▶ **Written instruction**
Determine the number of lines in the listing below where the string "React" occurs; answer with the number alone.

▶ **Data shown**
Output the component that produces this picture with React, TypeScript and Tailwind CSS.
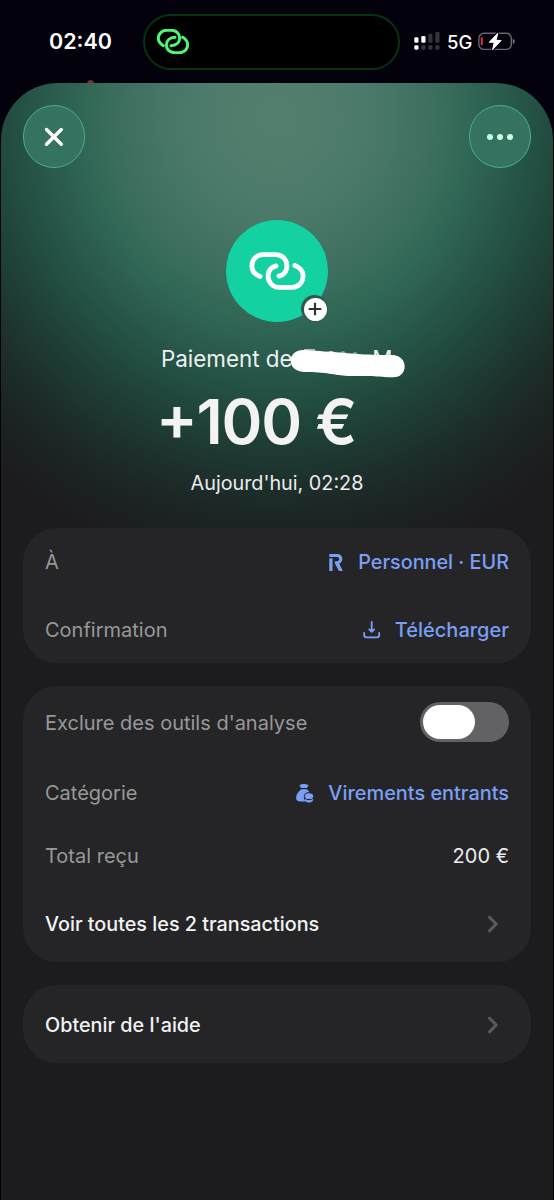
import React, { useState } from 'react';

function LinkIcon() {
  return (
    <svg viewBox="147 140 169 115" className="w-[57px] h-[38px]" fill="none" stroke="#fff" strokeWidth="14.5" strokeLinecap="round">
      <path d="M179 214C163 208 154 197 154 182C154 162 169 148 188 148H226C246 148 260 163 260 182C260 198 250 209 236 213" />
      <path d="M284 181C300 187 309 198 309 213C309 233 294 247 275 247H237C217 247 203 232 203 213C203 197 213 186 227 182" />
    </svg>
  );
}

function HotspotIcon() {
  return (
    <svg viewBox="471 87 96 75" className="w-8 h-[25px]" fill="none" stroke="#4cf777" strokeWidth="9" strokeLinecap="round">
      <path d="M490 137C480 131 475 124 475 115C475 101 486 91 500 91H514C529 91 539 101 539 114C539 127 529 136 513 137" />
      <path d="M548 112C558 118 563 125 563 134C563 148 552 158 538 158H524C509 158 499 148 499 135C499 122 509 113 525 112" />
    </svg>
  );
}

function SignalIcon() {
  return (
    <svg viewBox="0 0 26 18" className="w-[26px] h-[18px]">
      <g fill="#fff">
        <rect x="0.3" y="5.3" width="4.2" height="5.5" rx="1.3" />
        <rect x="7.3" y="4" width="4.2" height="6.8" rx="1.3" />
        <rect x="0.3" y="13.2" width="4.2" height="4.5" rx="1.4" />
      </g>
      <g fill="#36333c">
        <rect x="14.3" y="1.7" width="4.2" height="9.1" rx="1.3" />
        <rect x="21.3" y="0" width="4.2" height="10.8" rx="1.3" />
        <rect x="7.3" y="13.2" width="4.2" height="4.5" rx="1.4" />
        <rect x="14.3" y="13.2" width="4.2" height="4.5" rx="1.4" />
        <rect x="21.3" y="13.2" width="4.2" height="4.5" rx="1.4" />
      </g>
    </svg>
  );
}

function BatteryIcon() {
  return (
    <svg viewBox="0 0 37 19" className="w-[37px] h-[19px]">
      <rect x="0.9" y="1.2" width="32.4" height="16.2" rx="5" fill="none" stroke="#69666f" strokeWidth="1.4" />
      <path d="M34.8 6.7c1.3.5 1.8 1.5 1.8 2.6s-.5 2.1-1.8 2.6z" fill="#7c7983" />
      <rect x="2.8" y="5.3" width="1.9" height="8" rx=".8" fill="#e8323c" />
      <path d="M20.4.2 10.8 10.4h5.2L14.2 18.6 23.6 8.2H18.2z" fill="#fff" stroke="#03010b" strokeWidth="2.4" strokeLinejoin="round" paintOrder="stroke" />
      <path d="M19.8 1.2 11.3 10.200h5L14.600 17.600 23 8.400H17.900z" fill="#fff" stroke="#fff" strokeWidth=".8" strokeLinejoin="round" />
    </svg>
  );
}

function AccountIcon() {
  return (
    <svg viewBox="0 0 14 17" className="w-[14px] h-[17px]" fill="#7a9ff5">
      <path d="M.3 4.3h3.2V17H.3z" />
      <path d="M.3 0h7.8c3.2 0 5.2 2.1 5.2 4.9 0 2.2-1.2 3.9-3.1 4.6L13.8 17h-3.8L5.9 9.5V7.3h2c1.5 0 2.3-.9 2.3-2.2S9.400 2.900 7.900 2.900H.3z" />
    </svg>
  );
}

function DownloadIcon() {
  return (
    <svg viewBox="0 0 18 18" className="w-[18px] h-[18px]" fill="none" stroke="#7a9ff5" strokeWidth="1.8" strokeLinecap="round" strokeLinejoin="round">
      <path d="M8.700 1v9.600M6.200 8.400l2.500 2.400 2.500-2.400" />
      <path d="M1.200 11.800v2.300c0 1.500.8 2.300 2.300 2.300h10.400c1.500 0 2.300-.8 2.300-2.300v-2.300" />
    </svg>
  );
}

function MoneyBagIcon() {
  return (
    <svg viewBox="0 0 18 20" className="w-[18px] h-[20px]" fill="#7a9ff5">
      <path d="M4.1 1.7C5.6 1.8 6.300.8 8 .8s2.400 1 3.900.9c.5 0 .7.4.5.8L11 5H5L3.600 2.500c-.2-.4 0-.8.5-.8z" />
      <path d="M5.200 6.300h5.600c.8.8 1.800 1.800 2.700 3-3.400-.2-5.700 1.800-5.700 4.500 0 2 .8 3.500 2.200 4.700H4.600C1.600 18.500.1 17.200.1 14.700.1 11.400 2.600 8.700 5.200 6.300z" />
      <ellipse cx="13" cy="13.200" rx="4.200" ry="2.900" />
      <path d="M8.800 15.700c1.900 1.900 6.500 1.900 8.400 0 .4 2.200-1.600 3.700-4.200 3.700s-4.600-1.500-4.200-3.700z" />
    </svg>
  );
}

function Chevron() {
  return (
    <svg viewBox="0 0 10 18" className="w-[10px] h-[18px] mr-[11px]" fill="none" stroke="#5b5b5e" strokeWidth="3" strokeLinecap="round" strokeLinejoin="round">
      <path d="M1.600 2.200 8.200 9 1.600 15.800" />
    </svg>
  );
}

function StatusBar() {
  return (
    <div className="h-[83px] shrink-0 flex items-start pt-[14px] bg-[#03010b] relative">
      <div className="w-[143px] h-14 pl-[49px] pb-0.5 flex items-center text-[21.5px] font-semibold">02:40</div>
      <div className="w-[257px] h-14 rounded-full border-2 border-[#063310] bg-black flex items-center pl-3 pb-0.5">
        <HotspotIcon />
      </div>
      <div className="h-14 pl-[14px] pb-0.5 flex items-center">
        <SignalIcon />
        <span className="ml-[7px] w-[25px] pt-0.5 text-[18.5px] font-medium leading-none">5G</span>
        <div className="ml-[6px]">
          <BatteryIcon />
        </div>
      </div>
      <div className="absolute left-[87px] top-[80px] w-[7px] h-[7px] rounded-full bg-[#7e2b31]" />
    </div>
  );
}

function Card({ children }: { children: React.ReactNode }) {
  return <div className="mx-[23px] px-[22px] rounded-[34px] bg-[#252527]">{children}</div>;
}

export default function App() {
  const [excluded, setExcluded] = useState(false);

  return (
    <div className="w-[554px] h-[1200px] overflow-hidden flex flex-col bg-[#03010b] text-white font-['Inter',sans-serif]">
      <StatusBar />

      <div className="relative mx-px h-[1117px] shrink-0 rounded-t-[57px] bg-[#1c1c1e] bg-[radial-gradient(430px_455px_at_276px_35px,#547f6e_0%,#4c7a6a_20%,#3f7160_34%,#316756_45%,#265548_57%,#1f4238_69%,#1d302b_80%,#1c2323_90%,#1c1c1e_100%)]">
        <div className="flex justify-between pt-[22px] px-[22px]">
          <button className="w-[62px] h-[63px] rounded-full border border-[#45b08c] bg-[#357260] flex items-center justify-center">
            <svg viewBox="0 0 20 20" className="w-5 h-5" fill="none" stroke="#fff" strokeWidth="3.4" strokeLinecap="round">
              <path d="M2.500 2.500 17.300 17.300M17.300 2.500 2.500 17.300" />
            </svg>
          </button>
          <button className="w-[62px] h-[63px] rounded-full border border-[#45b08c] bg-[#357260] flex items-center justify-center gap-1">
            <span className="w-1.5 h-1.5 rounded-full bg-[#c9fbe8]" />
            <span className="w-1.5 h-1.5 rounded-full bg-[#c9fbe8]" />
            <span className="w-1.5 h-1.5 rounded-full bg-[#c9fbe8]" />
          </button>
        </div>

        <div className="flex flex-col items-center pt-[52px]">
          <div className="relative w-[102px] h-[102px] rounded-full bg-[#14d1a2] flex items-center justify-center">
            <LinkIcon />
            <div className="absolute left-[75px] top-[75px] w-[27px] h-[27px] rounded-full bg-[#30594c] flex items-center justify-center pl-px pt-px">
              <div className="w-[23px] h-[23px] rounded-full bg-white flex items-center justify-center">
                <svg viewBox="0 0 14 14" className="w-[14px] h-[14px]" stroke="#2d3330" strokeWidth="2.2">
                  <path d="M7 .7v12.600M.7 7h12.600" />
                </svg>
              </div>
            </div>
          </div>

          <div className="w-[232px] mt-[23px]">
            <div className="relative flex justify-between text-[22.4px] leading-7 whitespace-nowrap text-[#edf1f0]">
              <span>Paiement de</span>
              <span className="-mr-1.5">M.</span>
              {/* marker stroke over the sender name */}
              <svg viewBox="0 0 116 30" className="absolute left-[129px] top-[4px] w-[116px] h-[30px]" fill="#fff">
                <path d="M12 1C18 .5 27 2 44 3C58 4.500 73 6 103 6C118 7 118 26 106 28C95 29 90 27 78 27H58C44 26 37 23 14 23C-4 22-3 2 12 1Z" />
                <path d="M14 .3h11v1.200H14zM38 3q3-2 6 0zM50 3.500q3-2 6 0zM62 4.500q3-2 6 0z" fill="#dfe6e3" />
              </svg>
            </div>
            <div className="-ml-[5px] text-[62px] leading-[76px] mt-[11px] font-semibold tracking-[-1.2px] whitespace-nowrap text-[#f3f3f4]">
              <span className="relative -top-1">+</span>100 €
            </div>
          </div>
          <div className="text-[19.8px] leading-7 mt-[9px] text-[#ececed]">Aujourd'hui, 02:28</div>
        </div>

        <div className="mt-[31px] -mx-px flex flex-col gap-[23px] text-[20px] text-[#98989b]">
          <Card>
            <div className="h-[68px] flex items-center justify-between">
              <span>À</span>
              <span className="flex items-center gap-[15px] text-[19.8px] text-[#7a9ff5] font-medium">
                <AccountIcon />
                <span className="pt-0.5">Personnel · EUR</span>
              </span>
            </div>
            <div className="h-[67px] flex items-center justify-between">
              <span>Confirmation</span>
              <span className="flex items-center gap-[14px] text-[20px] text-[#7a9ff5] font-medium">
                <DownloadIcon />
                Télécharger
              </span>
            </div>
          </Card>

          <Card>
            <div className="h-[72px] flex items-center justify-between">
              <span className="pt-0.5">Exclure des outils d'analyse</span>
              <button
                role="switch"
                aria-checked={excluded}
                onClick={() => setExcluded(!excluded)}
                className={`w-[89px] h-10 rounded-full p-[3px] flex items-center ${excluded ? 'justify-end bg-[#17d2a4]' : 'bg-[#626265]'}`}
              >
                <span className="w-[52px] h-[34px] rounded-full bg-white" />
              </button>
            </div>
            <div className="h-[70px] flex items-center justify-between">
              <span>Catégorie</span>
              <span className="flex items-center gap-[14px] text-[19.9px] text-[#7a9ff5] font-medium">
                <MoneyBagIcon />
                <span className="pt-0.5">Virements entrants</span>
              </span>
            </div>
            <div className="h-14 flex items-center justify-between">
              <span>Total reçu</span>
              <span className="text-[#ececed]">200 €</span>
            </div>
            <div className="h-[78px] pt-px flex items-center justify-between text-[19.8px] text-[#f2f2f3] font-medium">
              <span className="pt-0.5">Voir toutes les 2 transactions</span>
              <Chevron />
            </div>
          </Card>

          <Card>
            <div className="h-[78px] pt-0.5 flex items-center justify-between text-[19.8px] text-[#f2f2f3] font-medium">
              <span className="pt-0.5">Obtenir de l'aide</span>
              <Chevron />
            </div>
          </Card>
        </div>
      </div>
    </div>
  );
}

▶ **Written reply**
3